Ban on migrants sending money home to go into effect next week

Interior Minister Gideon Sa'ar ready to implement new ban which will allow migrants to bring funds out of Israel only if they leave.

Eritrean migrants protesting 370 (photo credit: Ben Hartman)
Eritrean migrants protesting 370
(photo credit: Ben Hartman)
As of September 13, African migrants will no longer be able to transfer money out of the country following the signing of a new guideline by Interior Minister Gideon Sa’ar on Monday.
The Interior Ministry said that Sa’ar also will help provide the tools to assist police in finding and charging Israelis who assist African migrants in transferring money abroad.
The move, which was approved by the Knesset Interior and Environment Committee, allows for migrants to take funds out of Israel only when they leave the country, and only equal to a maximum of the Israeli minimum wage multiplied by the number of months they were in the country.
Also, last week Sa’ar said that Israel would begin deporting Eritrean and Sudanese migrants beginning after the High Holy Days. It was also revealed on Thursday that Uganda is the African country that had finalized a deal with Israel to absorb thousands of African migrants and/or allow them to use its territory as a transit zone.
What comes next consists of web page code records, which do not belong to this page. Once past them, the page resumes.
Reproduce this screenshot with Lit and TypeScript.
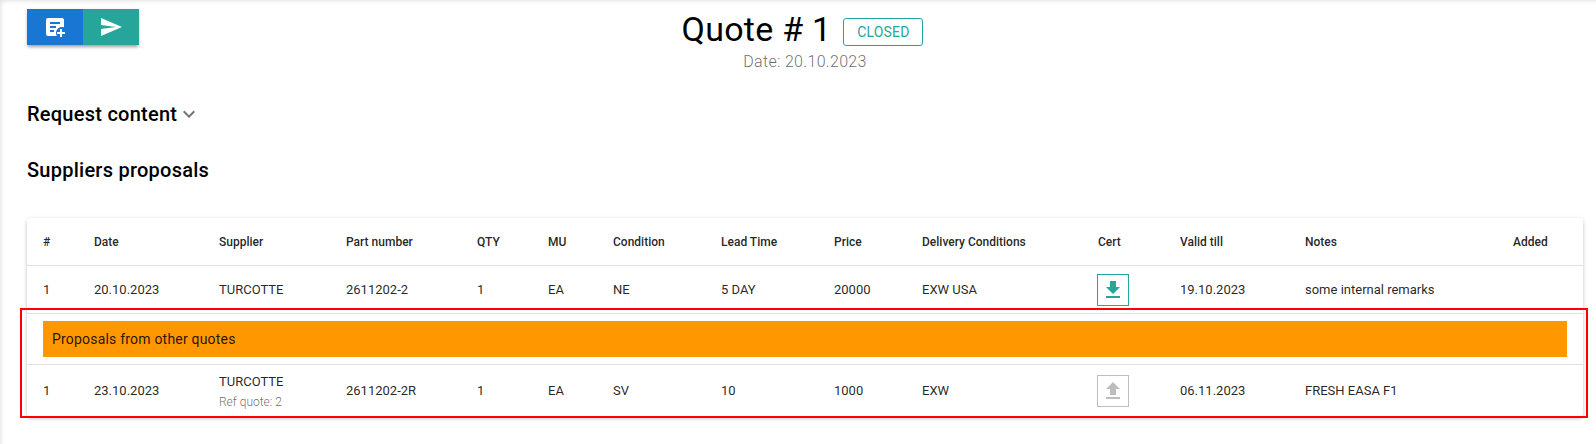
import { LitElement, html, css, svg } from "lit";
import { customElement } from "lit/decorators.js";

const widths = [51, 125, 127, 131, 71, 65, 108, 113, 88, 176, 82, 125, 208, 86];
const heads = ["#", "Date", "Supplier", "Part number", "QTY", "MU", "Condition", "Lead Time", "Price", "Delivery Conditions", "Cert", "Valid till", "Notes", "Added"];

const icon = (d: unknown, size = 24) => html`<svg class="ic" width=${size} height=${size} viewBox="0 0 24 24">${d}</svg>`;
const download = svg`<path fill="currentColor" d="M5,20H19V18H5M19,9H15V3H9V9H5L12,16L19,9Z"/>`;
const upload = svg`<path fill="currentColor" d="M9,16V10H5L12,3L19,10H15V16H9M5,20V18H19V20H5Z"/>`;
const send = svg`<path fill="currentColor" d="M2,21L23,12L2,3V10L17,12L2,14V21Z"/>`;
const notePlus = svg`<path fill="currentColor" fill-rule="evenodd" d="M5,3H19C20.1,3 21,3.9 21,5V12.3C20.4,12.1 19.7,12 19,12C15.7,12 13,14.7 13,18C13,19.1 13.3,20.1 13.8,21H5C3.9,21 3,20.1 3,19V5C3,3.9 3.9,3 5,3ZM7,7V9H17V7ZM7,11V13H13V11ZM7,15V17H11V15Z"/><path fill="currentColor" d="M17,14H19V17H22V19H19V22H17V19H14V17H17V14Z"/>`;

@customElement("app-root")
export class AppRoot extends LitElement {
  static styles = css`
    :host {
      display: block;
      position: relative;
      height: 444px;
      overflow: hidden;
      box-sizing: border-box;
      padding: 0 13px 0 27px;
      background: #fff;
      font-family: Roboto, "Liberation Sans", sans-serif;
      color: rgba(0, 0, 0, 0.87);
      box-shadow: inset 3px 3px 4px -2px rgba(0, 0, 0, 0.12);
    }
    .ic { display: block; }
    .top {
      display: grid;
      grid-template-columns: 1fr auto 1fr;
      align-items: start;
      padding-top: 9px;
    }
    .tools {
      display: flex;
      justify-self: start;
      box-shadow: 0 3px 3px -1px rgba(0, 0, 0, 0.3), 0 1px 4px rgba(0, 0, 0, 0.12);
    }
    .tool {
      width: 56px;
      height: 36px;
      display: flex;
      align-items: center;
      justify-content: center;
      color: #fff;
    }
    .tool.blue { background: #1976d2; }
    .tool.teal { background: #26a69a; }
    .heading { display: flex; flex-direction: column; align-items: center; }
    .title-row { display: flex; align-items: flex-start; gap: 12px; }
    .title { font-size: 34px; line-height: 41px; color: #000; letter-spacing: 0.25px; }
    .badge {
      box-sizing: border-box;
      width: 80px;
      height: 28px;
      margin: 9px 5px 0 0;
      border: 1px solid #26a69a;
      border-radius: 3px;
      color: #26a69a;
      font-size: 14px;
      letter-spacing: 0.2px;
      display: flex;
      align-items: center;
      justify-content: center;
    }
    .date {
      font-size: 16px;
      font-weight: 300;
      line-height: 20px;
      letter-spacing: 0.32px;
      color: rgba(0, 0, 0, 0.6);
      margin-top: 2px;
    }
    h2 {
      margin: 0;
      font-size: 20px;
      font-weight: 500;
      line-height: 24px;
      letter-spacing: 0.25px;
      color: #000;
      display: flex;
      align-items: center;
    }
    .req { margin-top: 30px; }
    .chev { color: #757575; }
    .sup { margin-top: 32px; }
    .card {
      margin-top: 36px;
      border-radius: 4px;
      background: #fff;
      box-shadow: 0 2px 4px -1px rgba(0, 0, 0, 0.2), 0 1px 5px rgba(0, 0, 0, 0.12);
    }
    table { width: 100%; table-layout: fixed; border-collapse: collapse; font-size: 13px; }
    th {
      height: 47px;
      padding: 0 0 0 16px;
      font-size: 12px;
      font-weight: 500;
      text-align: left;
      border-bottom: 1px solid #e0e0e0;
    }
    td { padding: 0 0 0 16px; height: 48px; box-sizing: border-box; }
    tr.sep td { border-bottom: 1px solid #e0e0e0; }
    tr.ban td { padding: 7px 16px; height: 51px; }
    tr.last td { height: 52px; }
    tr.last td.stack { padding-top: 2px; }
    .banner {
      height: 36px;
      background: #ff9800;
      font-size: 14px;
      letter-spacing: 0.2px;
      padding-left: 9px;
      display: flex;
      align-items: center;
    }
    .line { line-height: 20px; }
    .ref { font-size: 12px; font-weight: 300; line-height: 20px; color: rgba(0, 0, 0, 0.6); }
    .cert {
      box-sizing: border-box;
      width: 32px;
      height: 32px;
      border: 1px solid #26a69a;
      color: #26a69a;
      display: flex;
      align-items: center;
      justify-content: center;
      margin-left: -1px;
    }
    .cert.off { border-color: #bdbdbd; color: #bdbdbd; }
    .mark {
      position: absolute;
      left: 20px;
      top: 308px;
      width: 1568px;
      height: 110px;
      box-sizing: border-box;
      border: 2px solid #f00;
      pointer-events: none;
    }
  `;

  render() {
    return html`
      <div class="top">
        <div class="tools">
          <div class="tool blue">${icon(notePlus)}</div>
          <div class="tool teal">${icon(send)}</div>
        </div>
        <div class="heading">
          <div class="title-row">
            <div class="title">Quote # 1</div>
            <div class="badge">CLOSED</div>
          </div>
          <div class="date">Date: 20.10.2023</div>
        </div>
      </div>
      <h2 class="req">Request content
        <svg class="chev" width="24" height="24" viewBox="0 0 24 24"><path fill="currentColor" d="M7.41,8.58L12,13.17L16.59,8.58L18,10L12,16L6,10L7.41,8.58Z"/></svg>
      </h2>
      <h2 class="sup">Suppliers proposals</h2>
      <div class="card">
        <table>
          <colgroup>${widths.map((w) => html`<col style="width:${w}px" />`)}</colgroup>
          <thead><tr>${heads.map((h) => html`<th>${h}</th>`)}</tr></thead>
          <tbody>
            <tr class="sep">
              <td>1</td><td>20.10.2023</td><td>TURCOTTE</td><td>2611202-2</td><td>1</td><td>EA</td><td>NE</td>
              <td>5 DAY</td><td>20000</td><td>EXW USA</td>
              <td><div class="cert">${icon(download)}</div></td>
              <td>19.10.2023</td><td>some internal remarks</td><td></td>
            </tr>
            <tr class="sep ban"><td colspan="14"><div class="banner">Proposals from other quotes</div></td></tr>
            <tr class="last">
              <td>1</td><td>23.10.2023</td>
              <td class="stack"><div class="line">TURCOTTE</div><div class="ref">Ref quote: 2</div></td>
              <td>2611202-2R</td><td>1</td><td>EA</td><td>SV</td>
              <td>10</td><td>1000</td><td>EXW</td>
              <td><div class="cert off">${icon(upload)}</div></td>
              <td>06.11.2023</td><td>FRESH EASA F1</td><td></td>
            </tr>
          </tbody>
        </table>
      </div>
      <div class="mark"></div>
    `;
  }
}
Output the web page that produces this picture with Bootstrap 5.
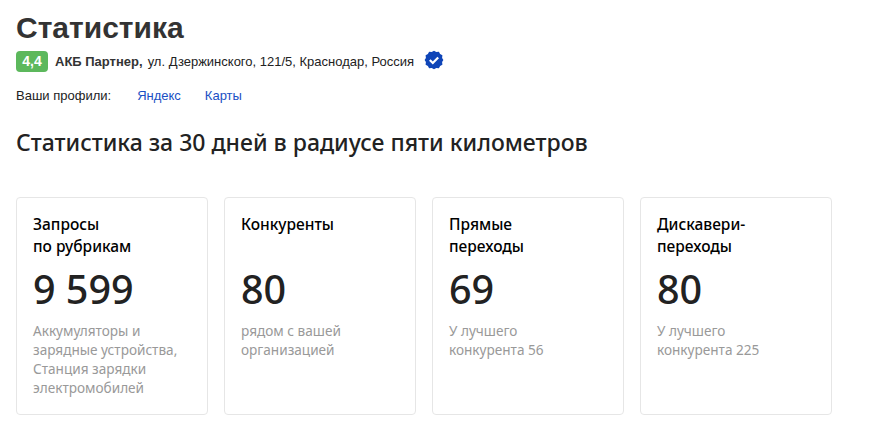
<!DOCTYPE html>
<html lang="ru">
<head>
  <meta charset="UTF-8" />
  <meta name="viewport" content="width=device-width, initial-scale=1.0"/>
  <title>Статистика</title>
  <link rel="stylesheet" href="https://cdn.jsdelivr.net/npm/bootstrap@5.3.0/dist/css/bootstrap.min.css" />
  <style>
    body {
      background: #fff;
      color: #2b2b2b;
      font-family: "Liberation Sans", Arial, sans-serif;
      overflow: hidden;
    }
    .page-wrap { padding: 10px 16px 0; }
    .page-title { font-size: 30px; line-height: 36px; font-weight: 700; color: #333; margin: 0 0 5px; }
    .rating-pill {
      background: #5cb85c; color: #fff; font-size: 14px; font-weight: 700;
      width: 32px; height: 21px; border-radius: 4px; margin-right: 7px;
    }
    .biz-line { font-size: 13px; color: #222; height: 21px; }
    .biz-name { font-size: 13px; font-weight: 700; color: #333; margin-right: 5px; }
    .biz-icon { margin-left: 10px; margin-bottom: 3px; }
    .profiles { font-size: 13px; line-height: 16px; margin-top: 16px; color: #222; }
    .profiles a { color: #1a4fc4; text-decoration: none; }
    .profile-label { margin-right: 26px; }
    .profile-link { margin-right: 24px; }
    .section-title {
      font-family: "Noto Sans", sans-serif; font-size: 23px; line-height: 30px;
      font-weight: 500; color: #222; margin: 23px 0 40px;
    }
    .stat-box {
      width: 192px; height: 218px; border: 1px solid #e6e6e6; border-radius: 4px;
      padding: 15px 16px; flex: none;
    }
    .stat-name { font-family: "Noto Sans", sans-serif; font-size: 15.5px; line-height: 22px; font-weight: 500; color: #000; height: 44px; }
    .stat-num { font-family: "Noto Sans", sans-serif; font-size: 39.5px; line-height: 48px; font-weight: 500; color: #222; margin: 8px 0 8px; }
    .stat-note { font-family: "Noto Sans", sans-serif; font-size: 13.6px; line-height: 19px; color: #999; }
  </style>
</head>
<body>
  <div class="page-wrap">
    <h1 class="page-title">Статистика</h1>
    <div class="biz-line d-flex align-items-center">
      <span class="rating-pill d-flex align-items-center justify-content-center">4,4</span>
      <span class="biz-name">АКБ Партнер,</span>
      <span>ул. Дзержинского, 121/5, Краснодар, Россия</span>
      <svg class="biz-icon" width="20" height="20" viewBox="0 0 20 20">
        <path fill="#0f45b8" d="M10 .8l2.3 1.3 2.6-.3 1.2 2.3 2.3 1.2-.3 2.6 1.3 2.1-1.3 2.1.3 2.6-2.3 1.2-1.2 2.3-2.6-.3L10 19.2l-2.3-1.3-2.6.3-1.2-2.3-2.3-1.2.3-2.6L.6 10l1.3-2.1-.3-2.6 2.3-1.2 1.2-2.3 2.6.3z"/>
        <path fill="none" stroke="#fff" stroke-width="2.2" d="M5.8 10l3 3 5.4-5.6"/>
      </svg>
    </div>
    <div class="profiles d-flex">
      <span class="profile-label">Ваши профили:</span>
      <a class="profile-link" href="#">Яндекс</a>
      <a href="#">Карты</a>
    </div>
    <h2 class="section-title">Статистика за 30 дней в радиусе пяти километров</h2>
    <div class="d-flex gap-3">
      <div class="stat-box">
        <div class="stat-name">Запросы<br>по рубрикам</div>
        <div class="stat-num">9 599</div>
        <div class="stat-note">Аккумуляторы и<br>зарядные устройства,<br>Станция зарядки<br>электромобилей</div>
      </div>
      <div class="stat-box">
        <div class="stat-name">Конкуренты</div>
        <div class="stat-num">80</div>
        <div class="stat-note">рядом с вашей<br>организацией</div>
      </div>
      <div class="stat-box">
        <div class="stat-name">Прямые<br>переходы</div>
        <div class="stat-num">69</div>
        <div class="stat-note">У лучшего<br>конкурента 56</div>
      </div>
      <div class="stat-box">
        <div class="stat-name">Дискавери-<br>переходы</div>
        <div class="stat-num">80</div>
        <div class="stat-note">У лучшего<br>конкурента 225</div>
      </div>
    </div>
  </div>
  <script src="https://cdn.jsdelivr.net/npm/bootstrap@5.3.0/dist/js/bootstrap.bundle.min.js"></script>
</body>
</html>
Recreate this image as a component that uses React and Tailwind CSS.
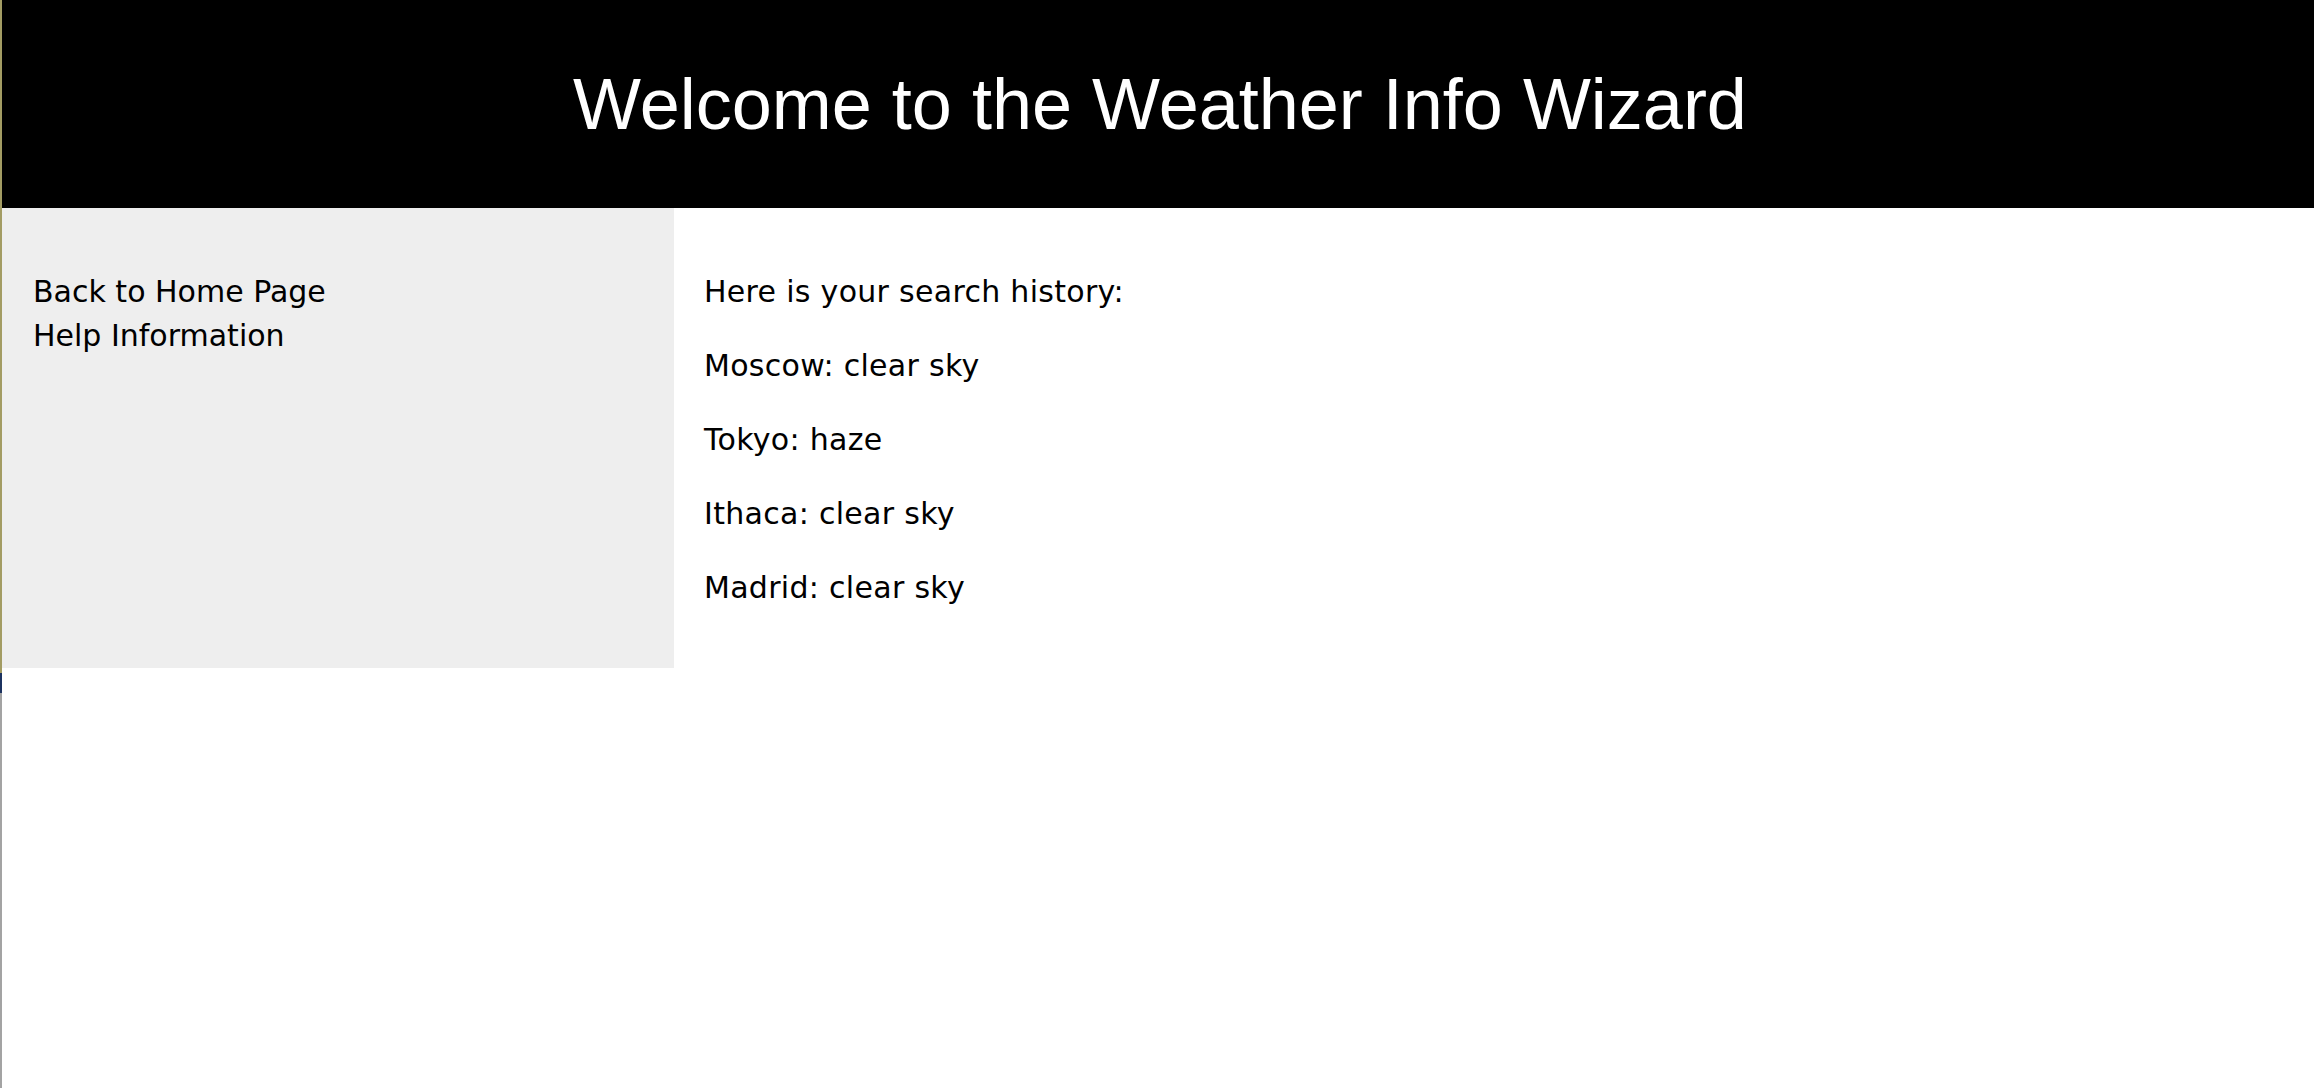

The deal has been denied by the Ugandan Foreign Ministry.
Sa’ar has said that the new regulation is the latest in a series of steps Israel has taken to reduce the incentive for African migrants to come to Israel or stay in the country.
These include the amendment to the Law to Prevent Infiltration, which allows indefinitely imprisoning migrants who have entered the country illegally.
On Sunday, the Population, Immigration, and Borders Authority said that 168 African migrants voluntarily left the country in August, and that none had entered Israel, as opposed to 193 who entered the country last August.
They would not say how many of those 168 decided to leave while imprisoned in Israeli detention centers. Opponents of the voluntary returns say that agreeing to return cannot be given with consent if the only alternative is continued incarceration.